As discussed in a previous blog, the Opinion points towards duties for states to regulate the conduct of private actors, a duty which the suggested regulatory simplification can be seen to undermine. While there may be no specific details on how such regulation should look in practice in the Advisory Opinion (as noted e.g. here), the changes releasing companies from their obligations to make transition plans explicitly linked to the Paris Agreement can surely be considered counter to the idea of a duty to reign in harmful climate impacts. The suggested simplification therefore creates a landscape where adverse impacts continue to be hidden from view, creating a risk that they will remain unaddressed.
Conclusion
There is an argument to be made that the complexity of disclosures presents legitimate problems, particularly given potential overlaps in reporting required in the Taxonomy, CSRD and CSDDD. At the same time, there has been criticism from the finance industry that lack of data is making it difficult to accurately evaluate companies’ environmental performance. It is therefore at present not clear how the proposed changes within the simplification package help to address these current shortfalls.

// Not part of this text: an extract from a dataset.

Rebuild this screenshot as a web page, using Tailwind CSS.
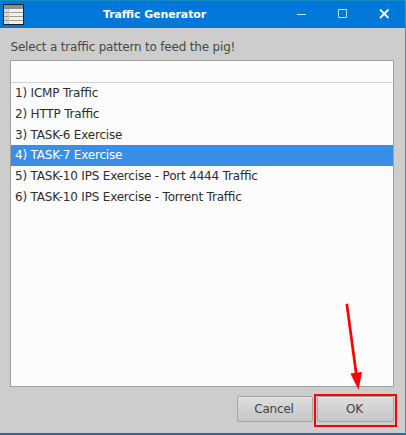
<!DOCTYPE html>
<html lang="en">
<head>
<meta charset="utf-8">
<title>Traffic Generator</title>
<script src="https://cdn.jsdelivr.net/npm/@tailwindcss/browser@4"></script>
</head>
<body class="relative flex h-[435px] w-[406px] flex-col overflow-hidden border-r border-b-2 border-r-[#2c9dc9] border-b-[#236d9b] bg-[#cdcdcd] font-['DejaVu_Sans',sans-serif] text-[12px] tracking-[-0.19px] text-[#2e2e2e] [font-feature-settings:'liga'_1]">
  <header class="grid h-7 shrink-0 grid-cols-[32px_1fr_32px_120px] border-t border-[#168abd] bg-[#0078d9]">
    <svg class="mt-[3px] ml-[3px] h-[21px] w-[21px]" viewBox="0 0 21 21" shape-rendering="crispEdges">
      <rect width="21" height="21" fill="#222"/>
      <rect x="1" y="1" width="19" height="19" fill="#f0f0ec"/>
      <rect x="1" y="1" width="19" height="4" fill="#8c8c8a"/>
      <rect x="1" y="5" width="4" height="15" fill="#d8d8d4"/>
      <path d="M1 8.500h19M1 12.500h19M1 16.500h19" stroke="#9c9c98"/>
      <path d="M5.500 5v15" stroke="#c4c4c0"/>
    </svg>
    <h1 class="col-start-2 -mr-8 flex items-center pt-px pl-[71px] text-[11px] font-bold tracking-[-0.1px] whitespace-nowrap text-white">Traffic Generator</h1>
    <svg class="col-start-4 h-[27px] w-[120px]" viewBox="0 0 120 27" fill="none">
      <path d="M12 13.500h9" stroke="#c5e2f7"/>
      <path d="M53.500 8.500h8v8h-8z" stroke="#b9dcf6"/>
      <path d="M95 8.500l8.500 8.500M103.500 8.500l-8.500 8.500" stroke="#fff" stroke-width="1.800"/>
    </svg>
  </header>
  <main class="flex flex-1 flex-col px-[10px]">
    <p class="mt-[10px] h-[22px] pl-[0.500px] leading-[18px] whitespace-nowrap text-[#484848]">Select a traffic pattern to feed the pig!</p>
    <div class="h-[327px] w-[384px] border border-[#a0a0a0] bg-[#fcfcfc]">
      <div class="h-[22px] border-b border-[#d2d2d2]"></div>
      <ul class="leading-[21.500px] whitespace-nowrap">
        <li class="h-[20.800px] pl-1">1) ICMP Traffic</li>
        <li class="h-[20.800px] pl-1">2) HTTP Traffic</li>
        <li class="h-[20.800px] pl-1">3) TASK-6 Exercise</li>
        <li class="h-[20.800px] bg-[#398ee7] pl-1 text-white">4) TASK-7 Exercise</li>
        <li class="h-[20.800px] pl-1">5) TASK-10 IPS Exercise - Port 4444 Traffic</li>
        <li class="h-[20.800px] pl-1">6) TASK-10 IPS Exercise - Torrent Traffic</li>
      </ul>
    </div>
    <div class="mt-[9px] flex justify-end gap-1 pr-px">
      <button class="h-[26px] w-[76px] rounded-[2px] border border-[#a5a5a5] bg-linear-to-b from-[#dedede] to-[#c6c6c6] pr-[2px] pb-px text-[#444] shadow-[inset_0_1px_0_#e6e6e6]">Cancel</button>
      <button class="h-[26px] w-[77px] rounded-[2px] border border-[#a5a5a5] bg-linear-to-b from-[#dedede] to-[#c6c6c6] pr-[2px] pb-px text-[#444] shadow-[inset_0_1px_0_#e6e6e6]">OK</button>
    </div>
  </main>
  <svg class="pointer-events-none absolute top-0 left-0" width="406" height="435" fill="none">
    <path d="M346.800 303.800L356.500 376" stroke="#fe0000" stroke-width="2.700"/>
    <path d="M350.500 373.500L362 372L358.500 390Z" fill="#fe0000"/>
    <rect x="315" y="395" width="81" height="31" stroke="#fe0000" stroke-width="2"/>
  </svg>
</body>
</html>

Key provisions that would have brought additional accountability and incentives are directly undermined, preserving a status quo that does not adequately price in the environmental and human rights risks of company activities (given current effort to price in such risks has been deemed largely insufficient). If the Commission’s chosen vision for addressing climate change relies on efficient pricing to correct market failures around environmental externalities, it is difficult to see how the Simplification Package will do anything other than make this outcome less likely. General discourse often treats market-based measures such as increased reporting and disclosure as a more viable political compromise. This may be the case, but only if measures are truly ambitious and are given a genuine opportunity to apply in full.